Responding, she said that the apex bank is collaborating with the National Orientation Agency (NOA) to enlighten Nigerians at the grassroots on the apex bank’s cashless policy.
Rep Sada Soli from Katsina in his question raised concerns over the non-availability of the redesigned notes days after they were released to the public and asked her to disclose the quantities of the notes printed.
Responding, she said the apex bank ordered for printing of 500 million pieces of the redesigned notes from the Mint.
She however did not give the breakdown of the figures for each denomination and the amount spent on the printing.
Rep Tolulope Sadipe from Oyo State sought to know the fate of over 1.4 million POS agents in the country in view of the new policy.

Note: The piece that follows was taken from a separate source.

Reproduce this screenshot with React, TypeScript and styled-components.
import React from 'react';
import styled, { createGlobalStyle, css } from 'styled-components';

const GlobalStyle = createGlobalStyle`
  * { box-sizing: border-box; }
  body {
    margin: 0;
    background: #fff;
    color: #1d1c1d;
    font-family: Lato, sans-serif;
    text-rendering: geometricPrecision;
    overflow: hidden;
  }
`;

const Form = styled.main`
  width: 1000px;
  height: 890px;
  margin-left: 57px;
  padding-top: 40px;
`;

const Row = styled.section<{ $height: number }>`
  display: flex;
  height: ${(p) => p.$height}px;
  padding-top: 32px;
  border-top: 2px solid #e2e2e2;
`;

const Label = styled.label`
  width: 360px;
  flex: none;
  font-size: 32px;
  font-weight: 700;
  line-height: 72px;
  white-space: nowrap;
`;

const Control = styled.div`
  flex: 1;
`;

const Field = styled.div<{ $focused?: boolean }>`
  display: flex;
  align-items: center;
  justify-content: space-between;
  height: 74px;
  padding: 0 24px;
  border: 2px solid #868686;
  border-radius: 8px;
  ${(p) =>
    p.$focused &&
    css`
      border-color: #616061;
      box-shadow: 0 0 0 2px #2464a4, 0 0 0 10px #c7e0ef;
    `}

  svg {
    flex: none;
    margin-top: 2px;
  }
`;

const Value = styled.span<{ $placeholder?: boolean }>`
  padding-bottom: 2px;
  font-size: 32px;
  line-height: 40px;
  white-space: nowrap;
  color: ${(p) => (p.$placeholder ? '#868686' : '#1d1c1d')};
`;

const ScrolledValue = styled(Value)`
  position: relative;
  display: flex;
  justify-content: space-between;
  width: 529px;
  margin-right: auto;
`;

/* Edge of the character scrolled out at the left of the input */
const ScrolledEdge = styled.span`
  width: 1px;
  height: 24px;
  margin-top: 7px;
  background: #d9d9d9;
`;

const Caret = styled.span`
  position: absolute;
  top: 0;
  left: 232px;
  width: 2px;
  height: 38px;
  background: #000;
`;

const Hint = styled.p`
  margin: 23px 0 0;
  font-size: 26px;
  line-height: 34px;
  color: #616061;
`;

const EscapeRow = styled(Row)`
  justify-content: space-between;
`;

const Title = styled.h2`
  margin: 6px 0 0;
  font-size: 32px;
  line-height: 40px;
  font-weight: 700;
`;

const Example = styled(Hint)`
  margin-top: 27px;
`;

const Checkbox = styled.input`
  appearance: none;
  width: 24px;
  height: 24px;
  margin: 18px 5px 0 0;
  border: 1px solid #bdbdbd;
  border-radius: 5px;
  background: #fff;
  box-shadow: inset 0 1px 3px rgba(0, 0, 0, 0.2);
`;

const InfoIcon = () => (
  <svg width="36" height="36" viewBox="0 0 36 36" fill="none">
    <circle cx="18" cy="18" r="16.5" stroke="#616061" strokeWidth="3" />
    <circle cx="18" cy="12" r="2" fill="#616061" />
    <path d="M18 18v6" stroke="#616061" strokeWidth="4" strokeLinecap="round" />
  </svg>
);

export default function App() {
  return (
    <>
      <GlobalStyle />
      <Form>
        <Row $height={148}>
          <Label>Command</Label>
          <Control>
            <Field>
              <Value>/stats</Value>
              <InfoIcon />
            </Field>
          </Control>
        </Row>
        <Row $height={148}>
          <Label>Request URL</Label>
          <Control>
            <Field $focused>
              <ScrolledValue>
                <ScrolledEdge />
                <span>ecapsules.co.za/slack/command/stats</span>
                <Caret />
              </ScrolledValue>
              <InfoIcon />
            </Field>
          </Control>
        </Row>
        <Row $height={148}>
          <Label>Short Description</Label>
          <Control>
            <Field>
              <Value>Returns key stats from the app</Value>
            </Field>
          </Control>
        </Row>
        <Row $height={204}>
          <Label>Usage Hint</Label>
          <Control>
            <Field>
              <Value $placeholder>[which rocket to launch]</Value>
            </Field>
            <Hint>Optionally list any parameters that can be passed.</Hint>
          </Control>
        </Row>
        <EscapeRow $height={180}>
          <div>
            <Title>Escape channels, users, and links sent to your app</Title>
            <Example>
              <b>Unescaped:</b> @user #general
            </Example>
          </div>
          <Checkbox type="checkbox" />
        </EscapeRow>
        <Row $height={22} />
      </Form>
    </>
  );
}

Responding to this, she said “I believe that the reversed limit that we have actually takes the agents into consideration and from the data that we received from the agents themselves, in terms of transaction size is less N2.5 million so they will not be affected.
Rep Dennis Idahosa while expressing support for the policy, however, urged the CBN to address the concerns raised by the House to ensure the policy works well.
Wamakko urges Buhari to sack Emefiele
Meanwhile, a former governor of Sokoto State, Senator Aliyu Magatakarda Wamakko, has urged President Buhari to sack the CBN governor.
In a phone interview, he said the policy was capable of causing confusion in the country.
He wondered why Emefiele would “so disrespectfully impose a policy on Nigerians without, at least public sensitization for one year”, adding that “the CBN Governor thinks Nigerians are stupid to just follow him without questioning”.
He further explained that by the naira redesign and cash withdrawal limits, Emefiele was “grossly unfair to the federal government”.
Wamakko said all Nigerians of good conscience should call out Emefiele over what he called, “thoughtless monetary policy direction, otherwise President Buhari should immediately sack him before he plunges the country into chaos”.
The lawmaker questioned where Emefiele would get the appropriate infrastructure for efficient digital transactions.